3. Kritisches Denken und komplexe Problemlösung
Die Fähigkeit, Informationen zu analysieren, kritisch zu bewerten und für komplexe, mehrdimensionale Probleme Lösungen zu entwickeln, wird immer wichtiger. Dies umfasst auch ethische Urteilsfähigkeit und die Bewertung von Zusammenhängen, die über rein technische Aspekte hinausgehen.
4. Interdisziplinäre Kompetenzen
Die Fähigkeit, Wissen aus verschiedenen Domänen zu verbinden, wird zunehmend wertvoll. Die spannendsten Innovationen entstehen oft an den Schnittstellen verschiedener Disziplinen – dort, wo technologisches Verständnis auf Domänenwissen in Bereichen wie Gesundheit, Bildung oder Nachhaltigkeit trifft.
5. Adaptivität und lebenslanges Lernen
In einer sich schnell wandelnden Arbeitswelt wird die Fähigkeit, sich kontinuierlich neues Wissen anzueignen und sich an veränderte Bedingungen anzupassen, zur Kernkompetenz. Die "Halbwertszeit" von Wissen und Fähigkeiten verkürzt sich, was ein kontinuierliches Umlernen und Neulernen erfordert.
Die Transformation der Arbeit: Neue Modelle und Strukturen
Neben dem Wandel der Tätigkeiten verändert sich auch die Struktur der Arbeit selbst:
- Flexibilisierung von Arbeitszeit und -ort: Remote-Arbeit und hybride Modelle werden durch digitale Technologien erleichtert und durch veränderte Erwartungen der Arbeitnehmer verstärkt.
- Projekt- und gig-basierte Arbeit: Traditionelle, langfristige Beschäftigungsverhältnisse werden teilweise durch flexiblere Projektarbeit und Freelancing ergänzt oder ersetzt.
- Mensch-Maschine-Kollaboration: Die produktivsten Arbeitsumgebungen werden jene sein, in denen Menschen und KI-Systeme effektiv zusammenarbeiten, wobei jeder seine spezifischen Stärken einbringt.
Herausforderungen und Chancen für verschiedene Stakeholder
Für Arbeitnehmer:
- Proaktive Entwicklung zukunftssicherer Fähigkeiten durch kontinuierliches Lernen
- Aufbau eines persönlichen Portfolios, das Spezialisierung mit breitem Wissen kombiniert
- Flexibilität in Bezug auf Karrierewege und Bereitschaft zum Wechsel zwischen verschiedenen Rollen und Branchen
Für Unternehmen:
- Investition in Umschulung und Weiterbildung der Belegschaft ("Reskilling" und "Upskilling")

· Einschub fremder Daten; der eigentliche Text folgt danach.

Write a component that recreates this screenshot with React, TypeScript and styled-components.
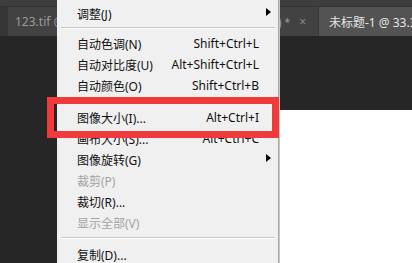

- Entwicklung hybrider Arbeitsmodelle, die menschliche Stärken mit technologischen Möglichkeiten kombinieren
- Aufbau einer Unternehmenskultur, die kontinuierliches Lernen, Experimentieren und Anpassungsfähigkeit fördert
Für Bildungseinrichtungen:
- Anpassung der Curricula, um relevante Fähigkeiten für die Arbeitswelt der Zukunft zu vermitteln
- Stärkere Betonung von kreativem Denken, Problemlösung und interdisziplinärem Lernen
- Entwicklung flexibler Bildungsangebote für lebenslanges Lernen und berufliche Umorientierung
Für politische Entscheidungsträger:
- Schaffung eines unterstützenden Rahmens für berufliche Übergänge und lebenslanges Lernen
- Entwicklung moderner sozialer Sicherungssysteme, die mit flexibleren Arbeitsformen kompatibel sind
- Förderung eines inklusiven technologischen Wandels, der allen Bevölkerungsgruppen zugutekommt
Fazit: Die Zukunft gestalten
Die Zukunft der Arbeit ist weder ein unvermeidliches technologisches Schicksal noch vollständig in unserer Kontrolle. Sie wird durch das komplexe Zusammenspiel technologischer Möglichkeiten, wirtschaftlicher Anreize, institutioneller Rahmenbedingungen und kollektiver Entscheidungen geformt.
Der Schlüssel liegt darin, den technologischen Wandel so zu gestalten, dass er menschliche Fähigkeiten ergänzt statt ersetzt, und sicherzustellen, dass der Übergang inklusiv und unterstützend verläuft. In dieser Zukunft werden jene erfolgreich sein, die kontinuierlich lernen, sich anpassen und ihre einzigartigen menschlichen Stärken weiterentwickeln.
Die Arbeitswelt der Zukunft mag anders aussehen als die heutige, aber sie bietet immense Chancen für sinnvollere, kreativere und flexiblere Arbeitsweisen – wenn wir bereit sind, sie aktiv mitzugestalten.